CONSULTATION on fuel duty discounts for rural mainland – covering fragile parts of the Highlands – has been relaunched following complaints a number of remote areas had been missed out.
Highland Lib Dem MP Danny Alexander, and Chief Secretary to the Treasury, has announced “supplementary” work would now be carried out to look at those excluded communities.
While the move to further expand the scheme of a 5p-a-litre petrol and diesel discount has been broadly welcomed, it means the application to the European Commission for it to be implemented will not now be made until next year, causing a delay in the rebate being introduced.
SNP councillor Graham Phillips, chair of Highland Council’s transport committee, who previously argued that parts of his Sutherland constituency had been excluded in the original application, said: “The scheme was completely mucked up from the start. It was shambolic to base it on postcodes, as some areas are much larger than others, rather than on a case-to-case basis.
“But this extension is a triumph for common sense after some frank exchanges behind closed doors.”
He added: “I think it is fair to say they [the Treasury] did mess it up, but I’m in a forgiving mood and provided we get the right outcome, I don’t think it matters.
“Our trading standards department has an excellent relationship with all of the filling stations and I will make sure we contact all of them individually to see if they need advice.
“We need to make sure every station that should be eligible for this rebate is included in the application, so the fragile communities they serve see the benefit.

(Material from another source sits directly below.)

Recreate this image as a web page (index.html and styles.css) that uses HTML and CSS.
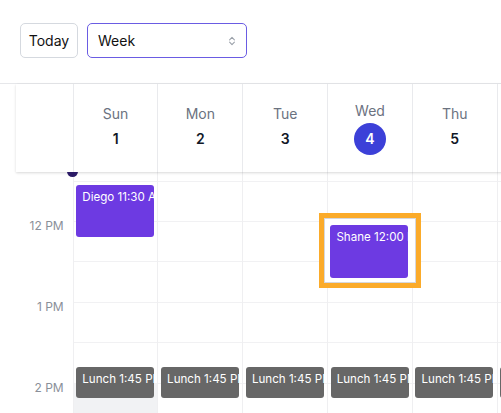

“The problem with the original consultation was that it was carried out at the busiest time of year for these businesses.
“Many of these petrol stations are one-man operations where the owner also operates other businesses. So the timing, as well as the procedure, was not helpful.
“Hopefully we are now on the right track to get this discount applied where it is most needed, and help those motorists in the most fragile parts of our communities.”
The extension was announced during Treasury questions in the Commons.
Answering a question about progress of the fuel rebate application to the European Commission from SDLP MP Margaret Ritchie, Mr Alexander said: “Further work is needed to ensure that we have all the information that is necessary to submit the application.
“That will be the subject of supplementary piece of work and we will submit the application early in the new year.”
Currently the discount scheme only applies to Scottish islands and the Isles of Scilly, and was introduced in March 2012.
Last month, 10 new areas were named on an application to Brussels to extend the rebate to mainland areas.
They included seven in the Highlands - Acharacle, Achnasheen, Appin, Carrbridge, Dalwhinnie, Gairloch and Strathpeffer.
However, embarrassingly, two of the locations – Achnasheen and Strathpeffer – no longer have an operating petrol station.
Also, it was pointed out that Carrbridge, which is included in the original consultation, was only 25 miles away from Inverness, where there are five supermarkets selling fuel cheaper than many other remote areas not included in the new application.
Since last month’s announcement, two further areas, Durness and Lochinver in Sutherland, were added following an intervention by north Lid-Dem MP John Thurso.
There are a further three in England - Kirkby-in-Furness in Cumbria, Hawes in North Yorkshire and Lynton in Devon.
But there was complaints about areas being missed out following an apparent mix-up at the Treasury over the size of postcode areas.
These mainly came from communities in Sutherland, Lochaber and Ross-shire, although many complaints also came from areas in Wales.
The extended consultation will now consider applications from all of these areas.